Dear Gil, A few days ago Ugandan President Yoweri Museveni signed the anti-homosexuality bill, which now becomes law and sentences anyone convicted of a homosexual offense to life in prison and a person who “aids and abets” homosexuality to seven years. Gil, I have thought about your questions from your last post about what it is that motivates some white people to hate and deny the dignity of black people. I would add, “Why is it that some people have such hatred for and repulsion to Lesbian, Gay, Bisexual and Transgender people?”
The situation for LGBT people in Uganda is dire. I cannot fully fathom the tenor of the atmosphere there right now. President Museveni says that the West or pro-gay outsiders will not sway him, and prominent Ugandan ministers are organizing prayer celebrations in thanksgiving to God that the law has been passed. How can they celebrate what will be death to their fellow citizens? They can only by denying the humanity of those they see as “the other” and by successfully creating false testimony against LGBT people.
As I have thought about your questions, I realized that in the LGBT Equal Rights Movement we’ve spent a lot of time considering the motivation of anti-gay people. Maybe it is because there is a key source to the fuel that feeds homophobia and LGBT-hatred, religious abuse of the Bible. But if we go behind the screen of using religion to deny the dignity of LGBT persons, we see fear, ignorance, and intolerance of difference. The inclusion of rape, incest, and prostitution as homosexuality is a familiar tactic; it effectively breeds ignorance and fear with those already predisposed to hatred. These just add a layer to the mixed messages about sexuality’s goodness and sinfulness. Add to that the distorted views of gender roles and the persistence of sexism. It is not okay for a man to act like a woman (man submit to a man) or for a woman to act as a man (can’t have women experiencing pleasure all on their own).
These dreadful beliefs poison people's views of same gender love and sexuality. Put to a vote, when there is a powerful anti-gay power base to appease, bigotry and hatred win and many people tragically lose their safety and freedom.
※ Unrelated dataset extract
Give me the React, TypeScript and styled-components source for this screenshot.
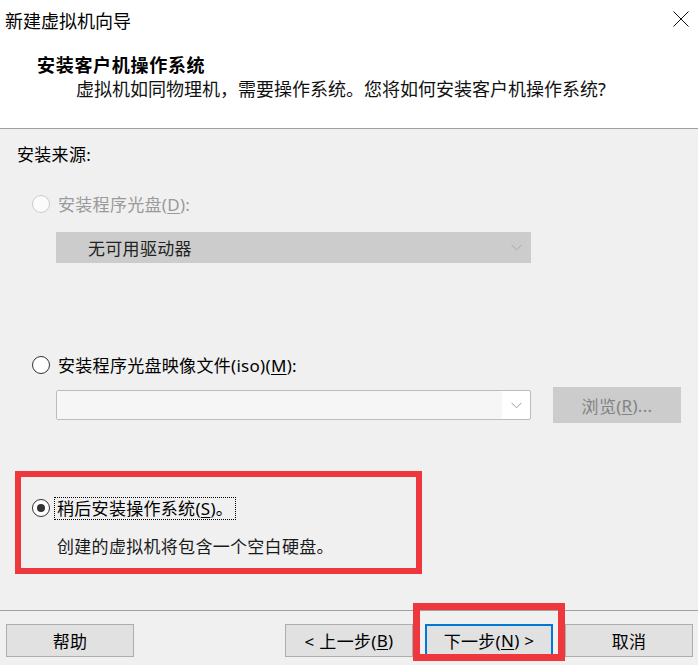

Museveni claims that before homosexuality was brought to his attention, he’d not thought about it or even known a homosexual, “I had not concentrated my mind on homosexuality all these years. I thought electricity, roads, were more urgent things. Moreover, I had never seen a homosexual.” Really? This is all too familiar an argument.
There is thought that Museveni was simply playing the political trade system. He signed the bill for certain political capital even though he knew it will likely be challenged in court and be declared unconstitutional. Meanwhile LGBT people, their families and loved ones suffer. Again, this is all too familiar, but no less dangerous. A Ugandan newspaper has published a list of the 200 "top" LGBT people in their paper. This is like a death warrant.
What makes some people demean others? What makes some people see themselves as superior and act to legalize discrimination, to contain those they fear? And what do we do with the answers to those questions? In the LGBT community we have used that knowledge to change hearts and minds, to come out in the open to dispel stereotypes and re-educate. Now we must reach out to those who are facing a dangerous and fear-filled journey, to the LGBT people in Uganda and the other 75 countries that criminalize homosexuality. We must also look at our own backyard to Arizona and the anti-gay bill there. Anytime discrimination is legalized it gives a green light for victimization.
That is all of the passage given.